Ecopsychology: Reconnecting with Nature II
Read Ecopsychology: Reconnecting with Nature I
By Tatiana Casey
According to Cohen, ecotherapy only works, “depending on the nature of the process involved and how hurt or deadened an individual’s 53 natural attraction senses are and how many, or how strongly, they can be revived” (Cohen, 2005, p.1). Cohen describes theses 53 senses through his courses in Natural Attraction Ecology. There is no guaranteed success through any one ecotherapy because, “sometimes we are blind to what is good for us” (Davis, 2009), or “one has to find what they are looking for through trial and error” (Cohen, 2009). However, ecotherapy offers different “nature-informed” approaches that can allow for human communities and the natural world to reconnect – for the benefit of the physical planet as well as for the well-being and happiness of the people within it (Berger & McLeod, 2006, p. 81).

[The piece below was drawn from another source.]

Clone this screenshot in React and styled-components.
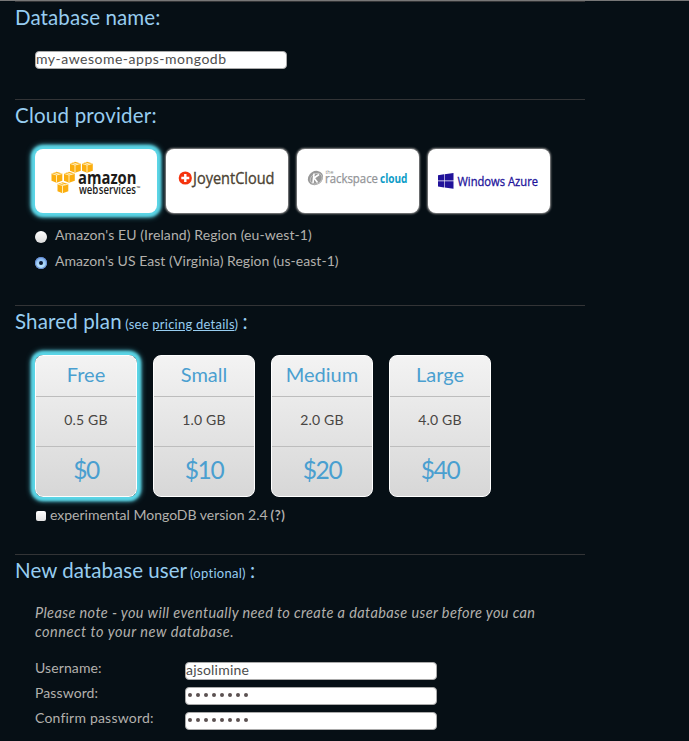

From personal experience, I know that being in nature can feel healing, even empowering. To Davis, one way to incorporate nature into our lives is to “recognize that you are nature – human nature – and take joy and comfort in the deep connections with what you are. At the same time, welcome the chance to be the world caring for itself through you,” (Davis, 2009).Cohen, on the other hand, says that most of us have experienced “ecopsychology in action” whenever we have had a renewing experience in a natural area but that most of our senses have “deadened” as a result of the socialization and prejudice against nature that we have learned since birth (Cohen, 2009). Cohen also deems that “since nature is self-correcting, when we are in contact with a natural setting, we connect the nature of our psyche to nature’s healing ways and strengthen both in the process” (Cohen, 2009). The goal is to get past our avoidance of nature, whether through venturing into nature on our own or experiencing ecotherapy in one form or another, so that we can begin to understand and heal both the Earth and ourselves, as a whole.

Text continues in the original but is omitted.